> **Source excerpt**:
>>>

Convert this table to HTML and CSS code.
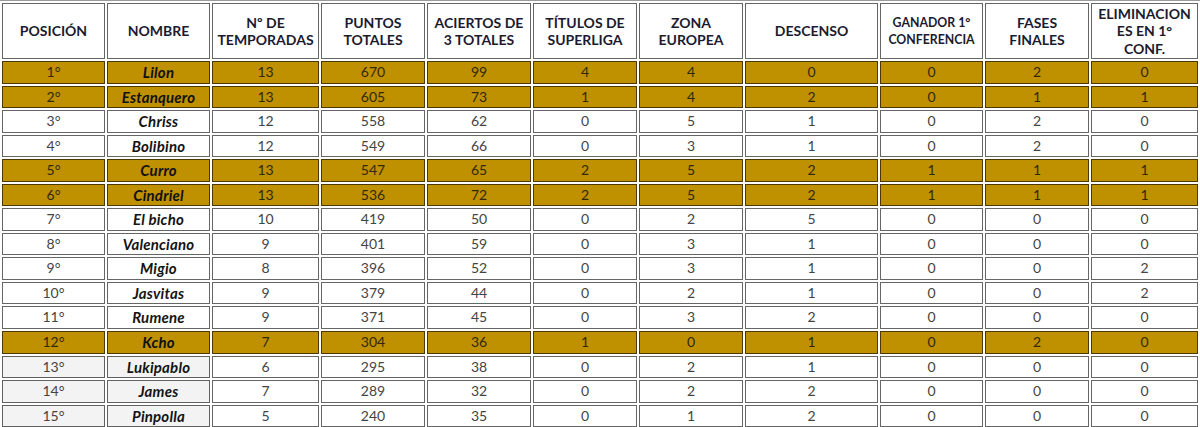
FILE: index.html
```html
<!DOCTYPE html>
<html lang="es">
<head>
<meta charset="utf-8">
<title>Clasificación</title>
<link rel="stylesheet" href="styles.css">
</head>
<body>
<table class="ranking">
  <colgroup>
    <col class="c103"><col class="c103"><col class="c107"><col class="c104"><col class="c104"><col class="c104"><col class="c104"><col class="c133"><col class="c103"><col class="c104"><col class="c107">
  </colgroup>
  <thead>
    <tr>
      <th>POSICIÓN</th>
      <th>NOMBRE</th>
      <th>Nº DE TEMPORADAS</th>
      <th>PUNTOS TOTALES</th>
      <th>ACIERTOS DE 3 TOTALES</th>
      <th>TÍTULOS DE SUPERLIGA</th>
      <th>ZONA EUROPEA</th>
      <th>DESCENSO</th>
      <th class="small">GANADOR 1° CONFERENCIA</th>
      <th>FASES FINALES</th>
      <th>ELIMINACION<wbr>ES EN 1° CONF.</th>
    </tr>
  </thead>
  <tbody>
    <tr class="gold"><td>1°</td><td class="name">Lilon</td><td>13</td><td>670</td><td>99</td><td>4</td><td>4</td><td>0</td><td>0</td><td>2</td><td>0</td></tr>
    <tr class="gold"><td>2°</td><td class="name">Estanquero</td><td>13</td><td>605</td><td>73</td><td>1</td><td>4</td><td>2</td><td>0</td><td>1</td><td>1</td></tr>
    <tr><td>3°</td><td class="name">Chriss</td><td>12</td><td>558</td><td>62</td><td>0</td><td>5</td><td>1</td><td>0</td><td>2</td><td>0</td></tr>
    <tr><td>4°</td><td class="name">Bolibino</td><td>12</td><td>549</td><td>66</td><td>0</td><td>3</td><td>1</td><td>0</td><td>2</td><td>0</td></tr>
    <tr class="gold"><td>5°</td><td class="name">Curro</td><td>13</td><td>547</td><td>65</td><td>2</td><td>5</td><td>2</td><td>1</td><td>1</td><td>1</td></tr>
    <tr class="gold"><td>6°</td><td class="name">Cindriel</td><td>13</td><td>536</td><td>72</td><td>2</td><td>5</td><td>2</td><td>1</td><td>1</td><td>1</td></tr>
    <tr><td>7°</td><td class="name">El bicho</td><td>10</td><td>419</td><td>50</td><td>0</td><td>2</td><td>5</td><td>0</td><td>0</td><td>0</td></tr>
    <tr><td>8°</td><td class="name">Valenciano</td><td>9</td><td>401</td><td>59</td><td>0</td><td>3</td><td>1</td><td>0</td><td>0</td><td>0</td></tr>
    <tr><td>9°</td><td class="name">Migio</td><td>8</td><td>396</td><td>52</td><td>0</td><td>3</td><td>1</td><td>0</td><td>0</td><td>2</td></tr>
    <tr><td>10°</td><td class="name">Jasvitas</td><td>9</td><td>379</td><td>44</td><td>0</td><td>2</td><td>1</td><td>0</td><td>0</td><td>2</td></tr>
    <tr><td>11°</td><td class="name">Rumene</td><td>9</td><td>371</td><td>45</td><td>0</td><td>3</td><td>2</td><td>0</td><td>0</td><td>0</td></tr>
    <tr class="gold"><td>12°</td><td class="name">Kcho</td><td>7</td><td>304</td><td>36</td><td>1</td><td>0</td><td>1</td><td>0</td><td>2</td><td>0</td></tr>
    <tr class="low"><td>13°</td><td class="name">Lukipablo</td><td>6</td><td>295</td><td>38</td><td>0</td><td>2</td><td>1</td><td>0</td><td>0</td><td>0</td></tr>
    <tr class="low"><td>14°</td><td class="name">James</td><td>7</td><td>289</td><td>32</td><td>0</td><td>2</td><td>2</td><td>0</td><td>0</td><td>0</td></tr>
    <tr class="low"><td>15°</td><td class="name">Pinpolla</td><td>5</td><td>240</td><td>35</td><td>0</td><td>1</td><td>2</td><td>0</td><td>0</td><td>0</td></tr>
  </tbody>
</table>
</body>
</html>
```
FILE: styles.css
```css
html, body {
  margin: 0;
  padding: 0;
  background: #ffffff;
}

.ranking {
  width: 1200px;
  table-layout: fixed;
  border-collapse: separate;
  border-spacing: 2px;
  border-top: 1px solid #9a9a9a;
  font-family: Lato, "Liberation Sans", sans-serif;
  font-size: 14px;
  color: #444444;
}

.c103 { width: 103px; }
.c104 { width: 104px; }
.c107 { width: 107px; }
.c133 { width: 133px; }

.ranking th,
.ranking td {
  border: 1px solid rgba(0, 0, 0, 0.6);
  text-align: center;
  vertical-align: middle;
}

.ranking th {
  padding: 1px 4px;
  height: 52px;
  line-height: 17.33px;
  font-weight: 700;
  font-size: 14px;
  color: #1b1b2f;
  background: #ffffff;
}

.ranking th.small {
  font-size: 12.3px;
}

.ranking td {
  padding: 0 1px;
  height: 20.55px;
  line-height: 20.55px;
  white-space: nowrap;
}

.ranking td.name {
  font-weight: 700;
  font-style: italic;
  font-size: 15px;
  letter-spacing: 0.2px;
  color: #141414;
}

.ranking tr.gold {
  background: #bf9000;
}

.ranking tr.gold td {
  color: #33290a;
}

.ranking tr.gold td.name {
  color: #111111;
}

.ranking tr.low td:nth-child(-n+2) {
  background: #f3f3f3;
}
```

<<<

> **Task directions**:
Write out the material above again, word for word, minus its pictures.

> **Task solution**:
Convert this table to HTML and CSS code.
FILE: index.html
```html
<!DOCTYPE html>
<html lang="es">
<head>
<meta charset="utf-8">
<title>Clasificación</title>
<link rel="stylesheet" href="styles.css">
</head>
<body>
<table class="ranking">
  <colgroup>
    <col class="c103"><col class="c103"><col class="c107"><col class="c104"><col class="c104"><col class="c104"><col class="c104"><col class="c133"><col class="c103"><col class="c104"><col class="c107">
  </colgroup>
  <thead>
    <tr>
      <th>POSICIÓN</th>
      <th>NOMBRE</th>
      <th>Nº DE TEMPORADAS</th>
      <th>PUNTOS TOTALES</th>
      <th>ACIERTOS DE 3 TOTALES</th>
      <th>TÍTULOS DE SUPERLIGA</th>
      <th>ZONA EUROPEA</th>
      <th>DESCENSO</th>
      <th class="small">GANADOR 1° CONFERENCIA</th>
      <th>FASES FINALES</th>
      <th>ELIMINACION<wbr>ES EN 1° CONF.</th>
    </tr>
  </thead>
  <tbody>
    <tr class="gold"><td>1°</td><td class="name">Lilon</td><td>13</td><td>670</td><td>99</td><td>4</td><td>4</td><td>0</td><td>0</td><td>2</td><td>0</td></tr>
    <tr class="gold"><td>2°</td><td class="name">Estanquero</td><td>13</td><td>605</td><td>73</td><td>1</td><td>4</td><td>2</td><td>0</td><td>1</td><td>1</td></tr>
    <tr><td>3°</td><td class="name">Chriss</td><td>12</td><td>558</td><td>62</td><td>0</td><td>5</td><td>1</td><td>0</td><td>2</td><td>0</td></tr>
    <tr><td>4°</td><td class="name">Bolibino</td><td>12</td><td>549</td><td>66</td><td>0</td><td>3</td><td>1</td><td>0</td><td>2</td><td>0</td></tr>
    <tr class="gold"><td>5°</td><td class="name">Curro</td><td>13</td><td>547</td><td>65</td><td>2</td><td>5</td><td>2</td><td>1</td><td>1</td><td>1</td></tr>
    <tr class="gold"><td>6°</td><td class="name">Cindriel</td><td>13</td><td>536</td><td>72</td><td>2</td><td>5</td><td>2</td><td>1</td><td>1</td><td>1</td></tr>
    <tr><td>7°</td><td class="name">El bicho</td><td>10</td><td>419</td><td>50</td><td>0</td><td>2</td><td>5</td><td>0</td><td>0</td><td>0</td></tr>
    <tr><td>8°</td><td class="name">Valenciano</td><td>9</td><td>401</td><td>59</td><td>0</td><td>3</td><td>1</td><td>0</td><td>0</td><td>0</td></tr>
    <tr><td>9°</td><td class="name">Migio</td><td>8</td><td>396</td><td>52</td><td>0</td><td>3</td><td>1</td><td>0</td><td>0</td><td>2</td></tr>
    <tr><td>10°</td><td class="name">Jasvitas</td><td>9</td><td>379</td><td>44</td><td>0</td><td>2</td><td>1</td><td>0</td><td>0</td><td>2</td></tr>
    <tr><td>11°</td><td class="name">Rumene</td><td>9</td><td>371</td><td>45</td><td>0</td><td>3</td><td>2</td><td>0</td><td>0</td><td>0</td></tr>
    <tr class="gold"><td>12°</td><td class="name">Kcho</td><td>7</td><td>304</td><td>36</td><td>1</td><td>0</td><td>1</td><td>0</td><td>2</td><td>0</td></tr>
    <tr class="low"><td>13°</td><td class="name">Lukipablo</td><td>6</td><td>295</td><td>38</td><td>0</td><td>2</td><td>1</td><td>0</td><td>0</td><td>0</td></tr>
    <tr class="low"><td>14°</td><td class="name">James</td><td>7</td><td>289</td><td>32</td><td>0</td><td>2</td><td>2</td><td>0</td><td>0</td><td>0</td></tr>
    <tr class="low"><td>15°</td><td class="name">Pinpolla</td><td>5</td><td>240</td><td>35</td><td>0</td><td>1</td><td>2</td><td>0</td><td>0</td><td>0</td></tr>
  </tbody>
</table>
</body>
</html>
```
FILE: styles.css
```css
html, body {
  margin: 0;
  padding: 0;
  background: #ffffff;
}

.ranking {
  width: 1200px;
  table-layout: fixed;
  border-collapse: separate;
  border-spacing: 2px;
  border-top: 1px solid #9a9a9a;
  font-family: Lato, "Liberation Sans", sans-serif;
  font-size: 14px;
  color: #444444;
}

.c103 { width: 103px; }
.c104 { width: 104px; }
.c107 { width: 107px; }
.c133 { width: 133px; }

.ranking th,
.ranking td {
  border: 1px solid rgba(0, 0, 0, 0.6);
  text-align: center;
  vertical-align: middle;
}

.ranking th {
  padding: 1px 4px;
  height: 52px;
  line-height: 17.33px;
  font-weight: 700;
  font-size: 14px;
  color: #1b1b2f;
  background: #ffffff;
}

.ranking th.small {
  font-size: 12.3px;
}

.ranking td {
  padding: 0 1px;
  height: 20.55px;
  line-height: 20.55px;
  white-space: nowrap;
}

.ranking td.name {
  font-weight: 700;
  font-style: italic;
  font-size: 15px;
  letter-spacing: 0.2px;
  color: #141414;
}

.ranking tr.gold {
  background: #bf9000;
}

.ranking tr.gold td {
  color: #33290a;
}

.ranking tr.gold td.name {
  color: #111111;
}

.ranking tr.low td:nth-child(-n+2) {
  background: #f3f3f3;
}
```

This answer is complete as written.